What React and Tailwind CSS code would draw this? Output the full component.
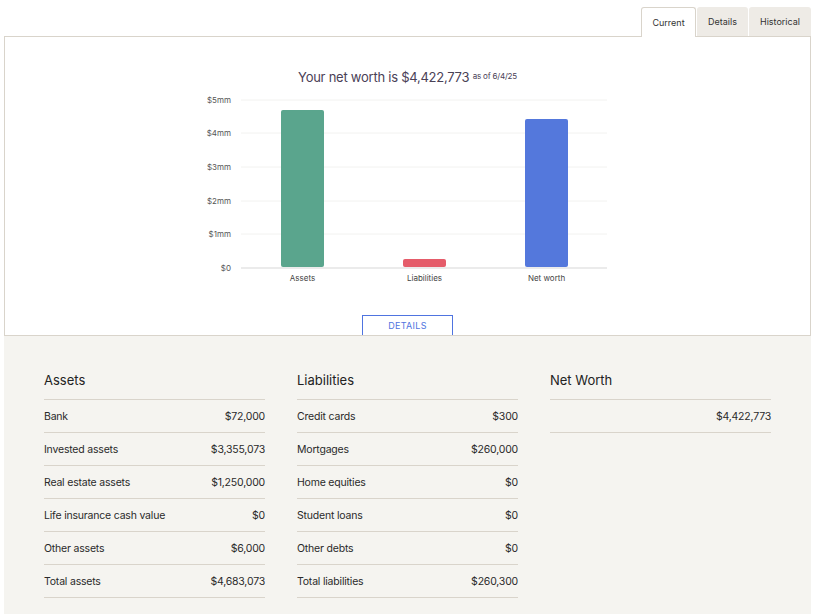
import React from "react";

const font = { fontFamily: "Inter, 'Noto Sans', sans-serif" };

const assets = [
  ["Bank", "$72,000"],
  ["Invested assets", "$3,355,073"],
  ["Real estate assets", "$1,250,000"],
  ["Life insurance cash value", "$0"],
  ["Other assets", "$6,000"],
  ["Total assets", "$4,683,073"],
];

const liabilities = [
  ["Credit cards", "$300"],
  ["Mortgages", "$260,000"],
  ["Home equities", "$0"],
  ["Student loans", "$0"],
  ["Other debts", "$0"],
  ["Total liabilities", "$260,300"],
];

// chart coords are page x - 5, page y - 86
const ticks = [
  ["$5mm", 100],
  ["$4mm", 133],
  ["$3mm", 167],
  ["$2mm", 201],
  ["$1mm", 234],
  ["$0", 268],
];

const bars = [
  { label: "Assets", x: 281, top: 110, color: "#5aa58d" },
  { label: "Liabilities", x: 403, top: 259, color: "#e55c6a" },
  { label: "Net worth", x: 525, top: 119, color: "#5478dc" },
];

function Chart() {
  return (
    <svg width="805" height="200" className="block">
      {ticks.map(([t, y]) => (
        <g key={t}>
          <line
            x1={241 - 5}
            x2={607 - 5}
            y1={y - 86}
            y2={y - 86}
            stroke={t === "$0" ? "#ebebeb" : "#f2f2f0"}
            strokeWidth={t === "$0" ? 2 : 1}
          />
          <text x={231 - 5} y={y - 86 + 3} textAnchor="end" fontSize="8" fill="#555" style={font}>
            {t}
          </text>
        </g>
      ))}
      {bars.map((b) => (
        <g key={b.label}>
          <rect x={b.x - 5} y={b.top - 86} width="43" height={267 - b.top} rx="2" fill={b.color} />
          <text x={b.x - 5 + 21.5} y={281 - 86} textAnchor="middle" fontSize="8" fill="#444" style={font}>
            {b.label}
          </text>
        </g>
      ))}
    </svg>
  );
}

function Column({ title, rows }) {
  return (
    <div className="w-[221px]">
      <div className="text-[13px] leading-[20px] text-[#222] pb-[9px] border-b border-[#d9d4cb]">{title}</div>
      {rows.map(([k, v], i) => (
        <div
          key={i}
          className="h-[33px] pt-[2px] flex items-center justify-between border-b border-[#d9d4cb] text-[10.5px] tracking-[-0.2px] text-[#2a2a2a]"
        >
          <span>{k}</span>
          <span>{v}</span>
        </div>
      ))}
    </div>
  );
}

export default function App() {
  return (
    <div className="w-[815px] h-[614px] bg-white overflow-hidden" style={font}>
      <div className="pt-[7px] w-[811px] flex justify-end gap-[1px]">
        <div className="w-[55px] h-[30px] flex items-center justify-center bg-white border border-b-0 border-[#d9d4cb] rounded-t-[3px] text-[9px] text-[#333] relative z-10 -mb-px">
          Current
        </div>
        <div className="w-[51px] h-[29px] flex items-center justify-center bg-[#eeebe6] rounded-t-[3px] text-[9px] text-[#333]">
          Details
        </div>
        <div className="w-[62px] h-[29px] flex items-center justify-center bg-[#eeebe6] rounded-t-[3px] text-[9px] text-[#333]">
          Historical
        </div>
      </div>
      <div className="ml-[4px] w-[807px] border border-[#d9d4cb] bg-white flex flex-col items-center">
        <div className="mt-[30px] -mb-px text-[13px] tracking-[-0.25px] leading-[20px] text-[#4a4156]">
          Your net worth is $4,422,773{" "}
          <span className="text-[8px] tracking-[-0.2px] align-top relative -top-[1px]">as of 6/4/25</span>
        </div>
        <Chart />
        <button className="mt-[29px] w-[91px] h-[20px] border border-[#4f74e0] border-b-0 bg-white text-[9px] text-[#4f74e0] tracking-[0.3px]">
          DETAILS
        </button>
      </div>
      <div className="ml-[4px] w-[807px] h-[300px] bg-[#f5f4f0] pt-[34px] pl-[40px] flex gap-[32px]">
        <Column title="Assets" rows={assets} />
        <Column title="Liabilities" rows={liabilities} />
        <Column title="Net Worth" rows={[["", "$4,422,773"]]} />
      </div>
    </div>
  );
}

=-=-=

Write the lines above out again exactly, without any of their pictures.

What React and Tailwind CSS code would draw this? Output the full component.
import React from "react";

const font = { fontFamily: "Inter, 'Noto Sans', sans-serif" };

const assets = [
  ["Bank", "$72,000"],
  ["Invested assets", "$3,355,073"],
  ["Real estate assets", "$1,250,000"],
  ["Life insurance cash value", "$0"],
  ["Other assets", "$6,000"],
  ["Total assets", "$4,683,073"],
];

const liabilities = [
  ["Credit cards", "$300"],
  ["Mortgages", "$260,000"],
  ["Home equities", "$0"],
  ["Student loans", "$0"],
  ["Other debts", "$0"],
  ["Total liabilities", "$260,300"],
];

// chart coords are page x - 5, page y - 86
const ticks = [
  ["$5mm", 100],
  ["$4mm", 133],
  ["$3mm", 167],
  ["$2mm", 201],
  ["$1mm", 234],
  ["$0", 268],
];

const bars = [
  { label: "Assets", x: 281, top: 110, color: "#5aa58d" },
  { label: "Liabilities", x: 403, top: 259, color: "#e55c6a" },
  { label: "Net worth", x: 525, top: 119, color: "#5478dc" },
];

function Chart() {
  return (
    <svg width="805" height="200" className="block">
      {ticks.map(([t, y]) => (
        <g key={t}>
          <line
            x1={241 - 5}
            x2={607 - 5}
            y1={y - 86}
            y2={y - 86}
            stroke={t === "$0" ? "#ebebeb" : "#f2f2f0"}
            strokeWidth={t === "$0" ? 2 : 1}
          />
          <text x={231 - 5} y={y - 86 + 3} textAnchor="end" fontSize="8" fill="#555" style={font}>
            {t}
          </text>
        </g>
      ))}
      {bars.map((b) => (
        <g key={b.label}>
          <rect x={b.x - 5} y={b.top - 86} width="43" height={267 - b.top} rx="2" fill={b.color} />
          <text x={b.x - 5 + 21.5} y={281 - 86} textAnchor="middle" fontSize="8" fill="#444" style={font}>
            {b.label}
          </text>
        </g>
      ))}
    </svg>
  );
}

function Column({ title, rows }) {
  return (
    <div className="w-[221px]">
      <div className="text-[13px] leading-[20px] text-[#222] pb-[9px] border-b border-[#d9d4cb]">{title}</div>
      {rows.map(([k, v], i) => (
        <div
          key={i}
          className="h-[33px] pt-[2px] flex items-center justify-between border-b border-[#d9d4cb] text-[10.5px] tracking-[-0.2px] text-[#2a2a2a]"
        >
          <span>{k}</span>
          <span>{v}</span>
        </div>
      ))}
    </div>
  );
}

export default function App() {
  return (
    <div className="w-[815px] h-[614px] bg-white overflow-hidden" style={font}>
      <div className="pt-[7px] w-[811px] flex justify-end gap-[1px]">
        <div className="w-[55px] h-[30px] flex items-center justify-center bg-white border border-b-0 border-[#d9d4cb] rounded-t-[3px] text-[9px] text-[#333] relative z-10 -mb-px">
          Current
        </div>
        <div className="w-[51px] h-[29px] flex items-center justify-center bg-[#eeebe6] rounded-t-[3px] text-[9px] text-[#333]">
          Details
        </div>
        <div className="w-[62px] h-[29px] flex items-center justify-center bg-[#eeebe6] rounded-t-[3px] text-[9px] text-[#333]">
          Historical
        </div>
      </div>
      <div className="ml-[4px] w-[807px] border border-[#d9d4cb] bg-white flex flex-col items-center">
        <div className="mt-[30px] -mb-px text-[13px] tracking-[-0.25px] leading-[20px] text-[#4a4156]">
          Your net worth is $4,422,773{" "}
          <span className="text-[8px] tracking-[-0.2px] align-top relative -top-[1px]">as of 6/4/25</span>
        </div>
        <Chart />
        <button className="mt-[29px] w-[91px] h-[20px] border border-[#4f74e0] border-b-0 bg-white text-[9px] text-[#4f74e0] tracking-[0.3px]">
          DETAILS
        </button>
      </div>
      <div className="ml-[4px] w-[807px] h-[300px] bg-[#f5f4f0] pt-[34px] pl-[40px] flex gap-[32px]">
        <Column title="Assets" rows={assets} />
        <Column title="Liabilities" rows={liabilities} />
        <Column title="Net Worth" rows={[["", "$4,422,773"]]} />
      </div>
    </div>
  );
}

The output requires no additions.